MoDo:

Andrea Tantaros, a Fox contributor and former Republican operative, wrote a harsh Daily News blog post calling the first lady a “material girl” for going on a glitzy vacation at a luxury resort in Marbella with a cavalcade of Secret Service agents, friends, children and staff, even as “most of the country is pinching pennies and downsizing summer sojourns — or forgoing them altogether.”

In politics and pop culture, optics are all. And Michelle’s optics sent a message that likely made some in the White House and the Democratic Party wince.

Let’s think about that one line: “In politics and pop culture, optics are all.”

First there is the lazy equating of politics with pop culture, which makes no effort to distinguish these two things from each other in their relative levels of importance. And then there is the assertion that in politics “optics are all.” Both of these assertions are dangerously and irresponsibly wrong.

It doesn’t matter one tiny bit who has jilted Jennifer Aniston or how many records Katy Perry and Snoop Dogg are selling at the moment. The box office sales of The Other Guys only really matter to Sony Pictures. Pop culture is unimportant almost by definition. Every once in a long while someone comes a long like Bob Dylan or The Beatles and they do something transformative through pop culture that actually means something, but they are the exceptions that prove the rule. Ninety-nine percent of the time, pop culture is vapid, stupid, and little better than a narcotic that puts people to sleep. Pop culture is a quarter pounder with cheese. It’s meant for mass consumption and it’s bad for you.

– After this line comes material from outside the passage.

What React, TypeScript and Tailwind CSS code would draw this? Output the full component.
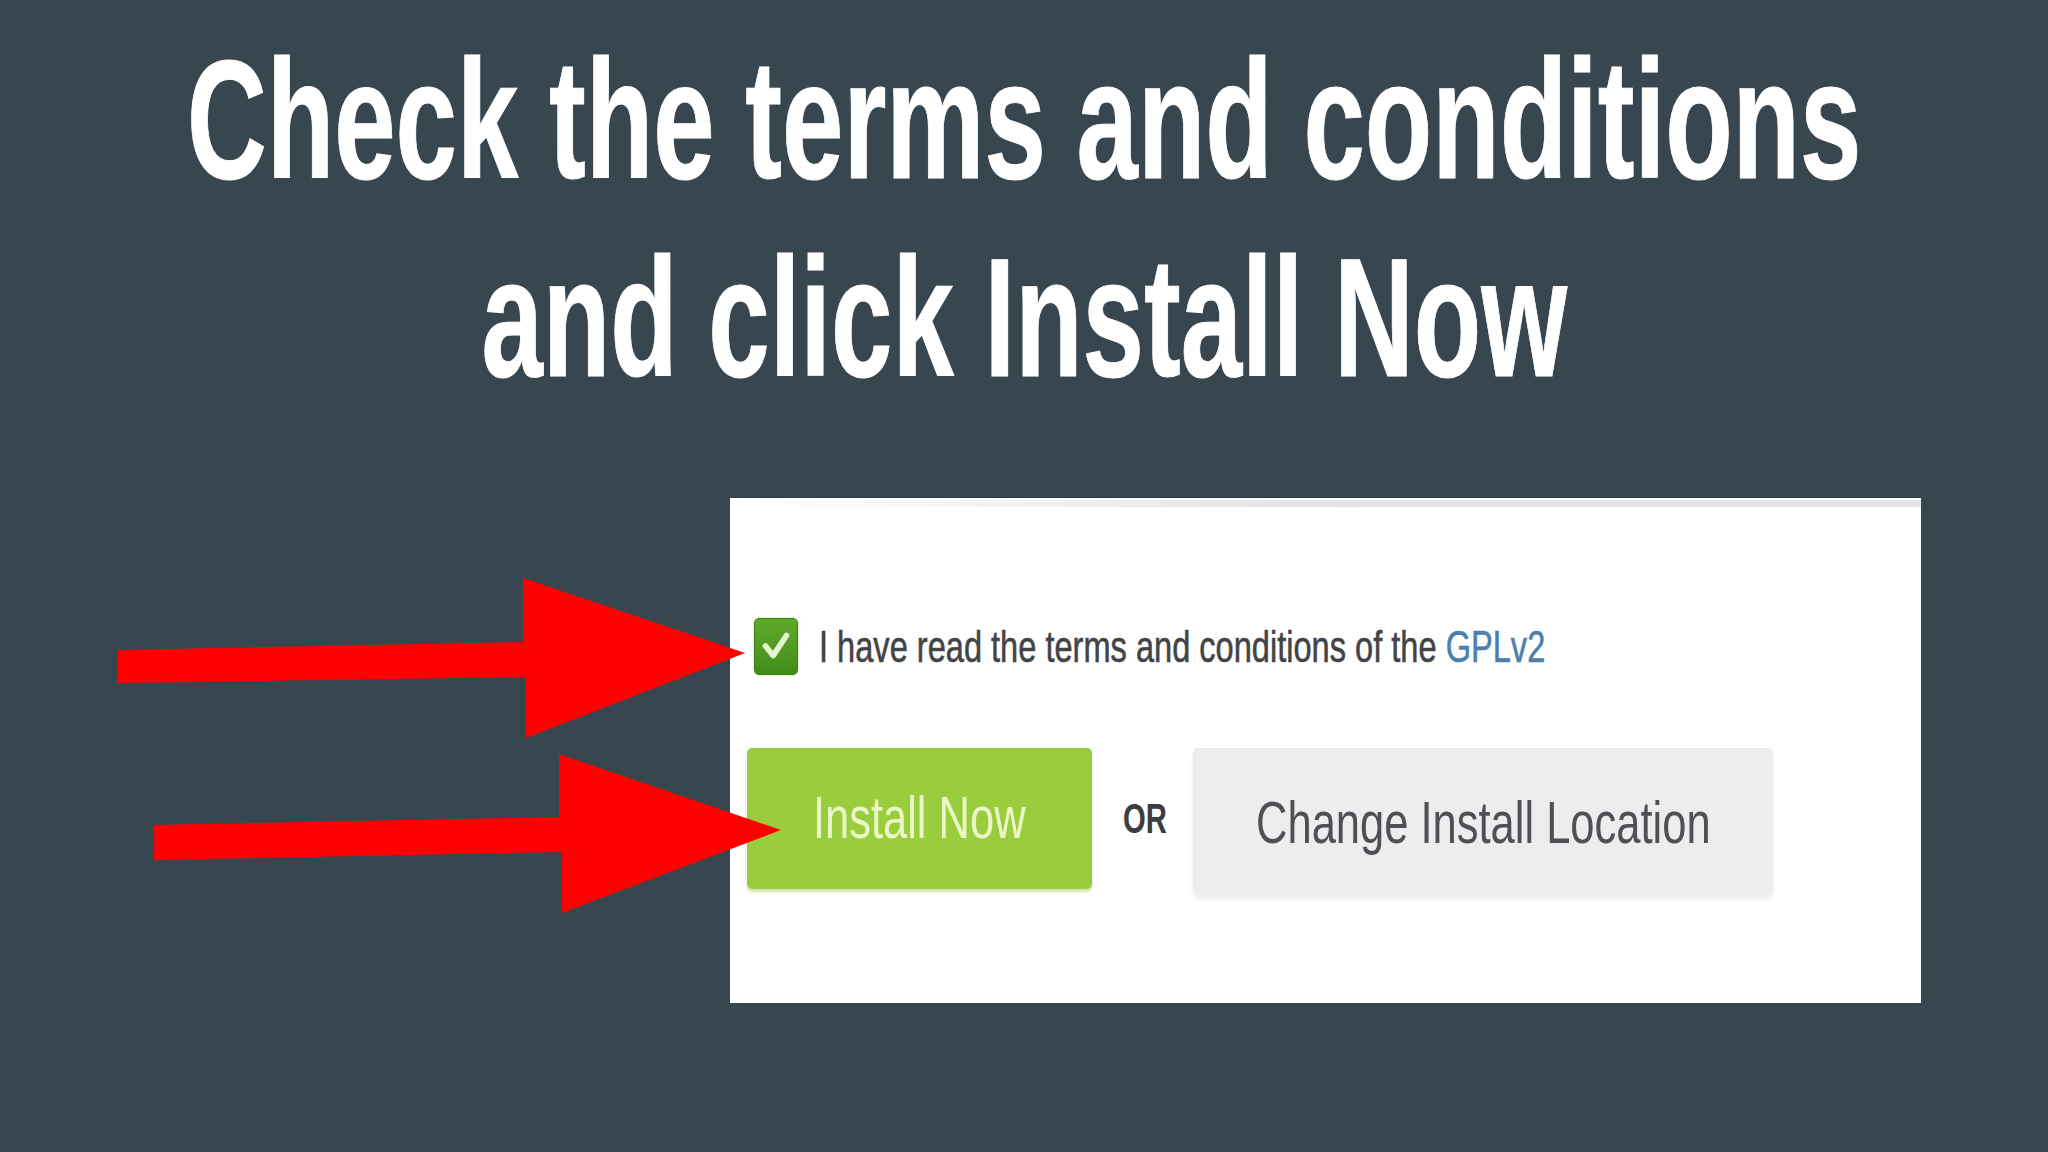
import React from 'react';

// Red pointer arrows, in page coordinates
const Arrows: React.FC = () => (
  <svg
    className="absolute inset-0 w-full h-full pointer-events-none"
    viewBox="0 0 2048 1152"
    width={2048}
    height={1152}
  >
    <polygon
      fill="#ff0000"
      points="118,650 523,642 523,578 745,653 526,738 526,677 118,683"
    />
    <polygon
      fill="#ff0000"
      points="154,825 559,817 559,754 781,830 562,913 562,852 154,860"
    />
  </svg>
);

const CheckBox: React.FC = () => (
  <div className="w-[44px] h-[57px] shrink-0 rounded-[5px] border border-[#3b7f15] bg-gradient-to-b from-[#5ea92c] to-[#428d19] shadow-[0_0_3px_rgba(150,200,60,0.5)]">
    <svg viewBox="0 0 44 57" className="w-full h-full">
      <polyline
        points="11,28 19,38 33,17"
        fill="none"
        stroke="#e4f4cc"
        strokeWidth={6}
        strokeLinecap="round"
        strokeLinejoin="round"
      />
    </svg>
  </div>
);

export default function App() {
  return (
    <div className="relative w-[2048px] h-[1152px] overflow-hidden bg-[#37464f] flex flex-col">
      {/* Heading */}
      <h1 className="self-center w-max pt-[21px] text-center text-white text-[168px] leading-[198px] font-bold font-['Liberation_Sans',Arial,sans-serif] scale-x-[0.657] origin-center [-webkit-text-stroke:1px_#ffffff] whitespace-nowrap">
        <span className="block">Check the terms and conditions</span>
        <span className="block">and click Install Now</span>
      </h1>

      {/* Installer panel */}
      <div className="ml-[730px] mt-[80px] w-[1191px] h-[506px] bg-white border-t border-[#2f3d45] flex flex-col font-['Liberation_Sans',Arial,sans-serif]">
        <div className="mt-[2px] ml-[22px] h-[7px] bg-gradient-to-r from-white via-[#e2e2e6] to-[#e4e3e8] shrink-0" />

        <div className="mt-[111px] ml-[24px] flex items-center gap-[21px]">
          <CheckBox />
          <span className="text-[45px] leading-[57px] text-[#434346] whitespace-nowrap scale-x-[0.724] origin-left [-webkit-text-stroke:0.6px_#434346]">
            I have read the terms and conditions of the{' '}
            <span className="text-[#4c7fae] [-webkit-text-stroke:0.6px_#4c7fae]">GPLv2</span>
          </span>
        </div>

        <div className="mt-[73px] ml-[17px] flex items-start">
          <button className="w-[345px] h-[141px] rounded-[5px] bg-[#9acd3e] shadow-[0_3px_3px_rgba(140,180,50,0.35)] flex items-center justify-center">
            <span className="text-[59px] text-[#ecf7c8] whitespace-nowrap scale-x-[0.737]">
              Install Now
            </span>
          </button>
          <div className="w-[101px] h-[141px] flex items-center justify-center">
            <span className="text-[43px] font-bold text-[#3d3d40] scale-x-[0.68] pl-[8px]">OR</span>
          </div>
          <button className="w-[580px] h-[147px] rounded-[5px] bg-[#ededef] shadow-[0_4px_4px_rgba(0,0,0,0.07)] flex items-center justify-center">
            <span className="text-[59px] text-[#505054] whitespace-nowrap scale-x-[0.737] pt-[4px]">
              Change Install Location
            </span>
          </button>
        </div>
      </div>

      <Arrows />
    </div>
  );
}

Treating politics as a mere extension of pop culture is a cynical act. Columnists like Maureen Dowd actually encourage politicians to engage in this cynicism. Everything is optics, which is a kind way of saying that everything is manipulative bullshit and surface-level chicanery. The proper response to someone who questions the First Lady’s vacation choices is to tell them to grow the fuck up and start taking politics seriously for a change. Instead, we get this:

Michelle has done such a good job that she silenced her vituperative conservative critics for a year and a half. But perhaps the strain of debunking that “angry black woman” stereotype by playing the smiling, conventional first lady, talking to Ladies’ Home Journal about vegetable cleanses and portion sizes, made her want to assert her independence in the one place she could: her schedule.

The inimitable columnist Mary McGrory once said that if a first lady simply made her husband toast, that was enough, given how hard his job was.

And because his predecessor mucked things up so royally, President Obama’s job is ridiculously hard. But at moments when you think Michelle might make her husband toast, or better yet a martini, she’s often off on a girls’ trip.

I don’t know what the New York Times expects from Maureen Dowd, but I have to hope it isn’t drivel like this. Reinforcing the most trivial and cheapest shots of the opposition, lowering the political discourse to the level of Access Hollywood, and furthering the narrative that substance and policy don’t matter…that’s what Dowd does for The Times.

While she’s focused on nothing, real action goes on in Congress where lobbyists carve up financial reform, water down health care reform, and prevent urgent action on climate legislation, immigration reform, and economic stimulus. In committee rooms, real legislation is crafted that will impact all Americans, and that is all swept under the rug by the likes of Dowd. She’s actively doing harm, and for some reason she’s still given a platform for her condescending snark.